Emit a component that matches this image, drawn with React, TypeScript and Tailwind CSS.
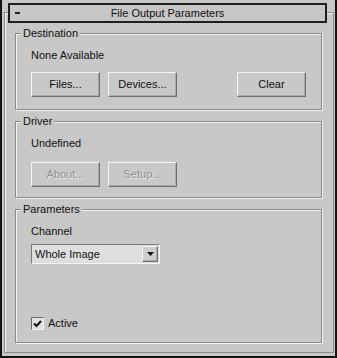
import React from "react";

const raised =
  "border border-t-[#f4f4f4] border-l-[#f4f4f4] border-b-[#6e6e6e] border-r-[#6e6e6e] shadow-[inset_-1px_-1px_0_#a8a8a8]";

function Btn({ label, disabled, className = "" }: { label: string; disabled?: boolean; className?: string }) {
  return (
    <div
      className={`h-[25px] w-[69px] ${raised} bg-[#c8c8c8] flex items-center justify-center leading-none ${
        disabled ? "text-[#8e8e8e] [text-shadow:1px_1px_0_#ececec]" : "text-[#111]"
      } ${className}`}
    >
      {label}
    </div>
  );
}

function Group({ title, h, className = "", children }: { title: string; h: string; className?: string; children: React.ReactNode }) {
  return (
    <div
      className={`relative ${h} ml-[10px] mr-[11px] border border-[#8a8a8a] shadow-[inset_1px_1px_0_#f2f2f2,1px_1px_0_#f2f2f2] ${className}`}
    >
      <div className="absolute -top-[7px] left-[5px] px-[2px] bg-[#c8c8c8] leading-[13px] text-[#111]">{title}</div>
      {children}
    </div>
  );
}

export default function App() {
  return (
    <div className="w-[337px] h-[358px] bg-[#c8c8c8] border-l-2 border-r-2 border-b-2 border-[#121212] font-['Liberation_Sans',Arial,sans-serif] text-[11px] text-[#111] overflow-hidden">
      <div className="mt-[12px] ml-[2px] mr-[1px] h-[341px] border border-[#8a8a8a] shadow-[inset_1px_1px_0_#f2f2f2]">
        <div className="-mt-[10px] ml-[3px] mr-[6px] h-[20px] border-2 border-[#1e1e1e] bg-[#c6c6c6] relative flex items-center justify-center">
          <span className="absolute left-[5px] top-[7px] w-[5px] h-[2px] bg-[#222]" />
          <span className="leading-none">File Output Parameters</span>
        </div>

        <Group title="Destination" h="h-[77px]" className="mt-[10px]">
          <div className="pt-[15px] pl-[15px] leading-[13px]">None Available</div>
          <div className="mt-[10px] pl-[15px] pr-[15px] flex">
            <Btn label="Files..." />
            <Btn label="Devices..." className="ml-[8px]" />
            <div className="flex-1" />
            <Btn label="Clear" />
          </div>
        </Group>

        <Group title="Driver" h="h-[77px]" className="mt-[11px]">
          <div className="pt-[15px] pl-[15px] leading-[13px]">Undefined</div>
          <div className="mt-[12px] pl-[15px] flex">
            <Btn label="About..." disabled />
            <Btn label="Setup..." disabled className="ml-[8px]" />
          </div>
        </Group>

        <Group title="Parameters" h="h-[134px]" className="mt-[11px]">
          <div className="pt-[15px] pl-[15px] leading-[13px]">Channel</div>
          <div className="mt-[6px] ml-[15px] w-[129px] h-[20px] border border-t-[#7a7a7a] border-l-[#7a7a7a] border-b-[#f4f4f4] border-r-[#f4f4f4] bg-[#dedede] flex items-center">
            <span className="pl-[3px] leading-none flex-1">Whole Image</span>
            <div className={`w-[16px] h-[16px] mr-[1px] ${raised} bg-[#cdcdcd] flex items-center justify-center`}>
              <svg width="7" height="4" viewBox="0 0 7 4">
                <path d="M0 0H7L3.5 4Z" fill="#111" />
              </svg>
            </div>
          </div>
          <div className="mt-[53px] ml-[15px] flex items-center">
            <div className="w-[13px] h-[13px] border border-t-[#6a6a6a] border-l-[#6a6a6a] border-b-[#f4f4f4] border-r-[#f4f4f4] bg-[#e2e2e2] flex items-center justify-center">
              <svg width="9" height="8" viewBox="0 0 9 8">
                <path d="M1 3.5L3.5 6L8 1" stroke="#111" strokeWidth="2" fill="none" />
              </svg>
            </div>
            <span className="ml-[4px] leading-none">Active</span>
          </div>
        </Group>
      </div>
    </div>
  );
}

==================================================

Work to complete - The lines from the start of the data through the line that contains "border-t-[#f4f4f4] border-l-[#f4f4f4] border-b-[#6e6e6e]" are to be returned exactly, please, with both ends included and every picture left out.

Reply -
Emit a component that matches this image, drawn with React, TypeScript and Tailwind CSS.
import React from "react";

const raised =
  "border border-t-[#f4f4f4] border-l-[#f4f4f4] border-b-[#6e6e6e] border-r-[#6e6e6e] shadow-[inset_-1px_-1px_0_#a8a8a8]";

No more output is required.